┌─ Extracted information

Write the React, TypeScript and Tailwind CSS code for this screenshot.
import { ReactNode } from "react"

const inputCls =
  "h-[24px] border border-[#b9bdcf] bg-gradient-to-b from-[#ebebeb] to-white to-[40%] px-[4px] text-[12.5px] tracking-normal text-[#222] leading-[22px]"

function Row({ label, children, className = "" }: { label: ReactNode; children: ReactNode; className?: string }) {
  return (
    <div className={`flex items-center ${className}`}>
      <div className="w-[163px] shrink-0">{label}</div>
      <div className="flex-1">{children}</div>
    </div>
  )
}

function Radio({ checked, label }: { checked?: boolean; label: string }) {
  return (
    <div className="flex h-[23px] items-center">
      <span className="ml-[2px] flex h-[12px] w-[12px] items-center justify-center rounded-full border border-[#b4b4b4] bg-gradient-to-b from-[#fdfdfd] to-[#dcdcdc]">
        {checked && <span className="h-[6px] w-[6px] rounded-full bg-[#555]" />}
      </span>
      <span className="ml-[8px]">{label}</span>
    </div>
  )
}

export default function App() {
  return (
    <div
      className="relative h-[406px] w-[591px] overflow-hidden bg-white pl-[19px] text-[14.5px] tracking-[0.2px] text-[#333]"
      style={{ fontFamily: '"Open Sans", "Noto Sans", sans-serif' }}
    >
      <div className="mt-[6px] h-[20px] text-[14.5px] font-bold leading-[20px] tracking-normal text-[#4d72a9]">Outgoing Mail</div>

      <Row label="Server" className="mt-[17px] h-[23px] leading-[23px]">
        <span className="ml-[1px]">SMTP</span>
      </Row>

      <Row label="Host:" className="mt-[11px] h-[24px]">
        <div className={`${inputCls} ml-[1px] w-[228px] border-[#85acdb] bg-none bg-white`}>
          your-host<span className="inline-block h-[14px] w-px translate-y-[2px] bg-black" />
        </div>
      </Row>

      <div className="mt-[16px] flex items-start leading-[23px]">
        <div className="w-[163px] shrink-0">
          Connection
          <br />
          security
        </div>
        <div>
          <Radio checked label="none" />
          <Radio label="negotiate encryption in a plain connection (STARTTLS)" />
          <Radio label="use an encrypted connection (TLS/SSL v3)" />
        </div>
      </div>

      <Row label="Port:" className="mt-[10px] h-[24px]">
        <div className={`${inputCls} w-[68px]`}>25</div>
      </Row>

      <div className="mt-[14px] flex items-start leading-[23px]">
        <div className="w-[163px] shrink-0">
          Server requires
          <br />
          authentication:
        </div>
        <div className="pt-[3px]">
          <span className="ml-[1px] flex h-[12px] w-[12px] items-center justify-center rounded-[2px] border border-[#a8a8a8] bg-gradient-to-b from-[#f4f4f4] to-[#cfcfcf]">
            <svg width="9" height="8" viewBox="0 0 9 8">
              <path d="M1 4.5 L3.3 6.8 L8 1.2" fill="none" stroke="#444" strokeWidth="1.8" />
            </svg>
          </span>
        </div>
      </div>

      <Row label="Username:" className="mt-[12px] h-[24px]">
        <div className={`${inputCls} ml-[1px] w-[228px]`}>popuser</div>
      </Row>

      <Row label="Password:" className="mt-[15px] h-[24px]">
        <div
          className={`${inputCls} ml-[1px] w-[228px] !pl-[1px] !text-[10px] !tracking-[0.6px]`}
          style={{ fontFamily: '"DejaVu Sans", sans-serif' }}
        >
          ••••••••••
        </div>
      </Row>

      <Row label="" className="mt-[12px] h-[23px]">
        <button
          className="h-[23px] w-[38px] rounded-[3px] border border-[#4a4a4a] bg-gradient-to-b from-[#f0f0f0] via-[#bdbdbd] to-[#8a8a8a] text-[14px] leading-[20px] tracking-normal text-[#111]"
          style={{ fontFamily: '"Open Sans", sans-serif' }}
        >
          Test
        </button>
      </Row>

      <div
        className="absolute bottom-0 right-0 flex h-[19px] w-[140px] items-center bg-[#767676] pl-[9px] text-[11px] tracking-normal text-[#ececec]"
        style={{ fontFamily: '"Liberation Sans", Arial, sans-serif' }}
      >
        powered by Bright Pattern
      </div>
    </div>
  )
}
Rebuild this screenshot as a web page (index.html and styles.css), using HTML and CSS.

└─

_Work to be completed_
Every record above needs to be repeated word for word.

_The completed task_
Write the React, TypeScript and Tailwind CSS code for this screenshot.
import { ReactNode } from "react"

const inputCls =
  "h-[24px] border border-[#b9bdcf] bg-gradient-to-b from-[#ebebeb] to-white to-[40%] px-[4px] text-[12.5px] tracking-normal text-[#222] leading-[22px]"

function Row({ label, children, className = "" }: { label: ReactNode; children: ReactNode; className?: string }) {
  return (
    <div className={`flex items-center ${className}`}>
      <div className="w-[163px] shrink-0">{label}</div>
      <div className="flex-1">{children}</div>
    </div>
  )
}

function Radio({ checked, label }: { checked?: boolean; label: string }) {
  return (
    <div className="flex h-[23px] items-center">
      <span className="ml-[2px] flex h-[12px] w-[12px] items-center justify-center rounded-full border border-[#b4b4b4] bg-gradient-to-b from-[#fdfdfd] to-[#dcdcdc]">
        {checked && <span className="h-[6px] w-[6px] rounded-full bg-[#555]" />}
      </span>
      <span className="ml-[8px]">{label}</span>
    </div>
  )
}

export default function App() {
  return (
    <div
      className="relative h-[406px] w-[591px] overflow-hidden bg-white pl-[19px] text-[14.5px] tracking-[0.2px] text-[#333]"
      style={{ fontFamily: '"Open Sans", "Noto Sans", sans-serif' }}
    >
      <div className="mt-[6px] h-[20px] text-[14.5px] font-bold leading-[20px] tracking-normal text-[#4d72a9]">Outgoing Mail</div>

      <Row label="Server" className="mt-[17px] h-[23px] leading-[23px]">
        <span className="ml-[1px]">SMTP</span>
      </Row>

      <Row label="Host:" className="mt-[11px] h-[24px]">
        <div className={`${inputCls} ml-[1px] w-[228px] border-[#85acdb] bg-none bg-white`}>
          your-host<span className="inline-block h-[14px] w-px translate-y-[2px] bg-black" />
        </div>
      </Row>

      <div className="mt-[16px] flex items-start leading-[23px]">
        <div className="w-[163px] shrink-0">
          Connection
          <br />
          security
        </div>
        <div>
          <Radio checked label="none" />
          <Radio label="negotiate encryption in a plain connection (STARTTLS)" />
          <Radio label="use an encrypted connection (TLS/SSL v3)" />
        </div>
      </div>

      <Row label="Port:" className="mt-[10px] h-[24px]">
        <div className={`${inputCls} w-[68px]`}>25</div>
      </Row>

      <div className="mt-[14px] flex items-start leading-[23px]">
        <div className="w-[163px] shrink-0">
          Server requires
          <br />
          authentication:
        </div>
        <div className="pt-[3px]">
          <span className="ml-[1px] flex h-[12px] w-[12px] items-center justify-center rounded-[2px] border border-[#a8a8a8] bg-gradient-to-b from-[#f4f4f4] to-[#cfcfcf]">
            <svg width="9" height="8" viewBox="0 0 9 8">
              <path d="M1 4.5 L3.3 6.8 L8 1.2" fill="none" stroke="#444" strokeWidth="1.8" />
            </svg>
          </span>
        </div>
      </div>

      <Row label="Username:" className="mt-[12px] h-[24px]">
        <div className={`${inputCls} ml-[1px] w-[228px]`}>popuser</div>
      </Row>

      <Row label="Password:" className="mt-[15px] h-[24px]">
        <div
          className={`${inputCls} ml-[1px] w-[228px] !pl-[1px] !text-[10px] !tracking-[0.6px]`}
          style={{ fontFamily: '"DejaVu Sans", sans-serif' }}
        >
          ••••••••••
        </div>
      </Row>

      <Row label="" className="mt-[12px] h-[23px]">
        <button
          className="h-[23px] w-[38px] rounded-[3px] border border-[#4a4a4a] bg-gradient-to-b from-[#f0f0f0] via-[#bdbdbd] to-[#8a8a8a] text-[14px] leading-[20px] tracking-normal text-[#111]"
          style={{ fontFamily: '"Open Sans", sans-serif' }}
        >
          Test
        </button>
      </Row>

      <div
        className="absolute bottom-0 right-0 flex h-[19px] w-[140px] items-center bg-[#767676] pl-[9px] text-[11px] tracking-normal text-[#ececec]"
        style={{ fontFamily: '"Liberation Sans", Arial, sans-serif' }}
      >
        powered by Bright Pattern
      </div>
    </div>
  )
}
Rebuild this screenshot as a web page (index.html and styles.css), using HTML and CSS.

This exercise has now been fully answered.